Exposure from Inventory and Warehouses
Businesses storing inventory in other states may create physical nexus even if they have no offices or employees there.
Examples include:
- Inventory stored in fulfillment centers
- Third party logistics warehouses
- Distribution centers located in other states
Physical nexus often creates immediate sales tax obligations regardless of revenue thresholds. You can learn more about physical nexus rules in Physical Nexus vs Economic Nexus.
Exposure from Remote Employees
Remote employees or contractors located in another state may also create sales tax exposure. If a business hires employees working from a different state, that presence may establish nexus and create tax obligations.
This situation has become increasingly common as businesses expand remote work arrangements. More details about this scenario are explained in Remote Employees and Sales Tax Nexus.
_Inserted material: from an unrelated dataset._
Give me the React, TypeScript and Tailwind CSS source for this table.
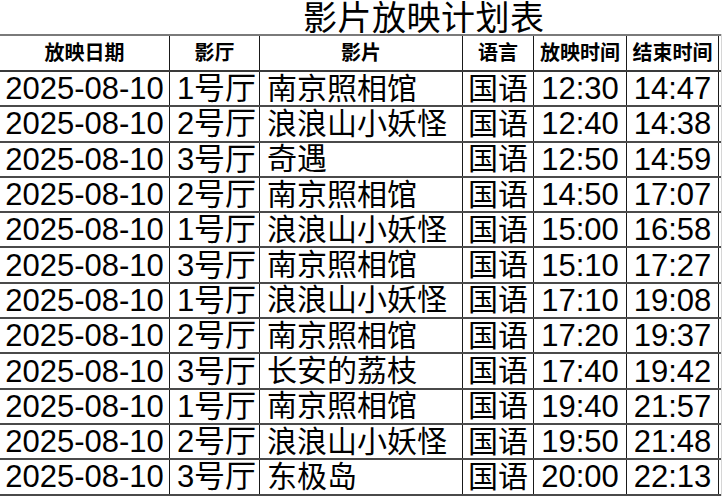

How Exposure Accumulates Over Time
Sales tax exposure can grow significantly over time if compliance issues remain unresolved. When businesses fail to collect tax after nexus is triggered, each taxable transaction may add to the total liability.
Over several years, this exposure may include:
- Back taxes on prior sales
- Interest charges
- State penalties
- Audit related costs
Businesses that discover exposure should review historical sales activity and determine appropriate compliance steps. The Sales Tax Exposure Calculator can help estimate potential liabilities.
Why Identifying Exposure Early Matters
Businesses that identify sales tax exposure early have more options for resolving compliance issues. In some cases, voluntary disclosure programs allow businesses to settle liabilities while reducing penalties and limiting lookback periods.
Companies that ignore exposure may face audits or enforcement actions from state tax authorities. Monitoring nexus thresholds and tracking sales activity helps businesses identify potential exposure before liabilities grow.
Related Sales Tax Resources
If you are evaluating sales tax obligations for your business, you can start with the Economic Nexus Guide and review requirements in the Economic Nexus by State reference.
Businesses assessing potential liability often begin with a Sales Tax Exposure Analysis to understand where obligations may exist.
You can also estimate potential exposure using the Sales Tax Exposure Calculator.
If you sell across multiple states, the Economic Nexus Tracker can help monitor when thresholds may be triggered.
For a structured overview of potential liabilities, businesses may review the Sales Tax Risk Report or generate an Economic Nexus Exposure Report.
You can also learn how exposure develops as businesses grow in the How Sales Tax Exposure Builds as You Grow guide.
Additional resources explain What Sales Tax Exposure Means, When Sales Tax Exposure Becomes a Risk, and How to Check Sales Tax Exposure Accurately.
FAQs
What is sales tax exposure?
Sales tax exposure occurs when a business should have collected sales tax but did not.
What causes sales tax exposure?
Exposure commonly arises from exceeding nexus thresholds, storing inventory in other states, or misunderstanding tax rules.
Can businesses owe sales tax they did not collect?
Yes. Businesses may be responsible for paying unpaid sales tax even if it was not collected from customers.
How can businesses estimate sales tax exposure?
Businesses can analyze historical sales data or use tools designed to estimate tax liabilities.
Why is sales tax exposure risky?
Exposure can result in back taxes, interest charges, penalties, and potential audits.